Working from the top of the listing below, retype each line through the line containing "const SOFT = '#cfcfcf';", both included, with no pictures.
==================================================
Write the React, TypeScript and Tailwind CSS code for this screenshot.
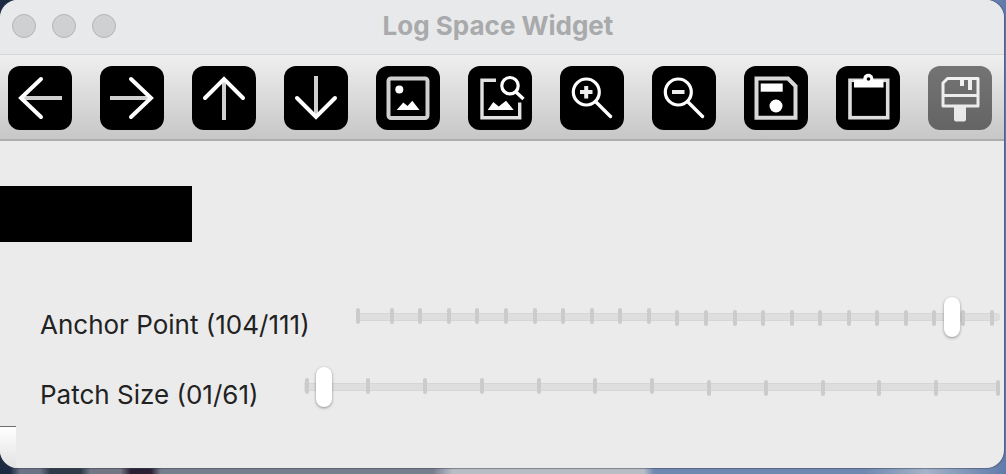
import { useState, type ReactNode } from 'react';

type Tool = { label: string; drawing: ReactNode; disabled?: boolean };

const SOFT = '#cfcfcf';

const tools: Tool[] = [
  {
    label: 'Left',
    drawing: (
      <>
        <path d="M14 32H54" stroke={SOFT} />
        <path d="M33 13L13 32L33 51" strokeLinecap="round" />
      </>
    ),
  },
  {
    label: 'Right',
    drawing: (
      <>
        <path d="M10 32H50" stroke={SOFT} />
        <path d="M31 13L51 32L31 51" strokeLinecap="round" />
      </>
    ),
  },
  {
    label: 'Up',
    drawing: (
      <>
        <path d="M32 14V54" stroke={SOFT} />
        <path d="M13 32L32 13L51 32" strokeLinecap="round" />
      </>
    ),
  },
  {
    label: 'Down',
    drawing: (
      <>
        <path d="M32 10V50" stroke={SOFT} />
        <path d="M13 32L32 51L51 32" strokeLinecap="round" />
      </>
    ),
  },
  {
    label: 'Full image',
    drawing: (
      <>
        <rect x="12.5" y="12.5" width="39" height="39.5" rx="2.5" stroke={SOFT} />
        <circle cx="23.3" cy="23.5" r="4" fill="white" stroke="none" />
        <path d="M20.7 44L27.3 36.5L31.5 40L36.3 34.7L43.5 44Z" fill="white" stroke="none" />
      </>
    ),
  },
  {
    label: 'Zoom to selection',
    drawing: (
      <>
        <path d="M28 14.3H14V51.7H51.7V36.5" strokeWidth="3.4" stroke="#e2e2e2" />
        <path d="M19.7 44L25.3 36L30.7 40.5L38 34.7L45.7 44Z" fill="white" stroke="none" />
        <circle cx="42" cy="19.7" r="8.2" strokeWidth="3.2" />
        <path d="M48 26L55.5 33" strokeWidth="3.4" />
      </>
    ),
  },
  {
    label: 'Zoom in',
    drawing: (
      <>
        <circle cx="26.3" cy="26" r="13" strokeWidth="3.2" />
        <path d="M35.5 35.5L50.5 50.5" strokeLinecap="round" strokeWidth="3.4" />
        <path d="M20 26H32.5M26.2 20V32.5" stroke="#ededed" />
      </>
    ),
  },
  {
    label: 'Zoom out',
    drawing: (
      <>
        <circle cx="26.3" cy="26" r="13" strokeWidth="3.2" />
        <path d="M35.5 35.5L50.5 50.5" strokeLinecap="round" strokeWidth="3.4" />
        <path d="M20 26H32.5" stroke="#ededed" />
      </>
    ),
  },
  {
    label: 'Save',
    drawing: (
      <>
        <path d="M12.5 12.5H44L51.5 20V51.7H12.5Z" stroke="#d8d8d8" />
        <rect x="16.7" y="17.5" width="22" height="8.2" fill="white" stroke="none" />
        <circle cx="32" cy="40" r="6.5" fill="white" stroke="none" />
      </>
    ),
  },
  {
    label: 'Copy to clipboard',
    drawing: (
      <>
        <rect x="14" y="14.3" width="37.7" height="37.4" stroke="#dddddd" strokeWidth="3.6" />
        <path d="M18 14H47.5V21.5H18Z" fill="white" stroke="none" />
        <circle cx="32.3" cy="12.8" r="5" fill="white" stroke="none" />
        <circle cx="32.5" cy="13" r="1.8" fill="black" stroke="none" />
      </>
    ),
  },
  {
    label: 'Clean',
    disabled: true,
    drawing: (
      <>
        <path d="M15 40V17L19.5 12.5H50V40Z" strokeWidth="3" strokeLinejoin="round" />
        <path d="M15 29.5H50" strokeWidth="3" />
        <path d="M34 12V20M42 12V24" />
        <path d="M26 40H38V53.5Q38 55.5 36 55.5H28Q26 55.5 26 53.5Z" fill="white" stroke="none" />
      </>
    ),
  },
];

function ToolButton({ label, drawing, disabled }: Tool) {
  return (
    <button
      type="button"
      aria-label={label}
      disabled={disabled}
      className="size-16 shrink-0 rounded-xl bg-black disabled:opacity-50"
    >
      <svg viewBox="0 0 64 64" className="size-full" fill="none" stroke="white" strokeWidth="4" aria-hidden="true">
        {drawing}
      </svg>
    </button>
  );
}

// Tick positions are percentages of the track's width.
function tickPositions(first: number, from: number, to: number, count: number): number[] {
  const inner = Array.from({ length: count }, (_, i) => from + ((to - from) * i) / (count - 1));
  return [first, ...inner];
}

const anchorTicks = tickPositions(0.3, 5.6, 98.7, 22);
const patchTicks = [...tickPositions(0.3, 9.2, 90.8, 11), 99.7];

type SliderProps = {
  id: string;
  name: string;
  start: number;
  max: number;
  ticks: number[];
  raised: number;
};

function SliderRow({ id, name, start, max, ticks, raised }: SliderProps) {
  const [value, setValue] = useState(start);
  const shown = String(value).padStart(2, '0');
  return (
    <div className="flex items-start gap-[46px] pr-1 pl-10">
      <label htmlFor={id} className="mt-2 text-[26px] leading-10 whitespace-nowrap text-[#222222]">
        {name} ({shown}/{max})
      </label>
      <div className="relative flex h-10 min-w-0 flex-1 items-center">
        <div className="h-2 w-full rounded-r-full border-y border-[#d6d6d6] bg-[#dedede]" />
        {ticks.map((left, i) => (
          <span
            key={left}
            className={`absolute h-4 w-1 -translate-x-1/2 rounded-full bg-[#cbcbcc] ${
              i < raised ? 'top-[11px]' : 'top-[13px]'
            }`}
            style={{ left: `${left}%` }}
          />
        ))}
        <input
          id={id}
          type="range"
          min={0}
          max={max}
          value={value}
          onChange={(e) => setValue(Number(e.target.value))}
          className="absolute inset-0 m-0 h-10 w-full appearance-none bg-transparent [&::-webkit-slider-thumb]:h-10 [&::-webkit-slider-thumb]:w-4 [&::-webkit-slider-thumb]:appearance-none [&::-webkit-slider-thumb]:rounded-full [&::-webkit-slider-thumb]:bg-white [&::-webkit-slider-thumb]:shadow-[0_1px_3px_rgba(0,0,0,0.4)]"
        />
      </div>
    </div>
  );
}

export default function App() {
  return (
    <div className="flex min-h-screen flex-col bg-[linear-gradient(90deg,#1d2b42_0%,#1d2b42_1%,#6c7384_2%,#6c7384_4%,#2f3a49_5%,#2f3a49_8%,#737683_9%,#737683_12%,#2b2033_13%,#2b2033_15%,#777e8e_16%,#777e8e_43%,#b9bdc6_45%,#b9bdc6_64%,#7089b0_65%,#7089b0_86%,#a6b3c8_92%,#5f7aab_100%)] pr-0.5 pb-1.5 font-['Inter','Liberation_Sans',sans-serif]">
      <main className="flex flex-1 flex-col overflow-hidden rounded-[18px] bg-[#ebebeb] shadow-[0_0_1px_1px_rgba(60,70,90,0.5)]">
        <header className="grid h-[54px] grid-cols-[1fr_auto_1fr] items-center bg-[#e8e9eb] pr-5 pb-0.5 pl-3">
          <div className="flex gap-4">
            {['Close', 'Minimize', 'Zoom'].map((label) => (
              <button
                key={label}
                type="button"
                aria-label={label}
                className="size-6 rounded-full border border-[#b3b4b5] bg-[#cfd0d1]"
              />
            ))}
          </div>
          <h1 className="text-[26px] leading-8 font-bold text-[#a9aaac]">Log Space Widget</h1>
        </header>

        <div
          role="toolbar"
          aria-label="View tools"
          className="flex justify-between border-t border-b-2 border-t-[#d6d6d6] border-b-[#adadad] bg-linear-to-b from-[#efefef] to-[#c7c7c7] pt-[11px] pr-3 pb-[9px] pl-2"
        >
          {tools.map((tool) => (
            <ToolButton key={tool.label} {...tool} />
          ))}
        </div>

        <div className="mt-[45px] h-14 w-48 bg-black" />

        <div className="mt-[55px] flex flex-col gap-[22px]">
          <SliderRow id="anchor-point" name="Anchor Point" start={104} max={111} ticks={anchorTicks} raised={11} />
          <SliderRow id="patch-size" name="Patch Size" start={1} max={61} ticks={patchTicks} raised={7} />
        </div>

        <div className="mt-auto h-[42px] w-4 border-t border-[#6d6d6d] bg-linear-to-b from-white to-[#e2e2e2]" />
      </main>
    </div>
  );
}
==================================================
→ Answer
Write the React, TypeScript and Tailwind CSS code for this screenshot.
import { useState, type ReactNode } from 'react';

type Tool = { label: string; drawing: ReactNode; disabled?: boolean };

const SOFT = '#cfcfcf';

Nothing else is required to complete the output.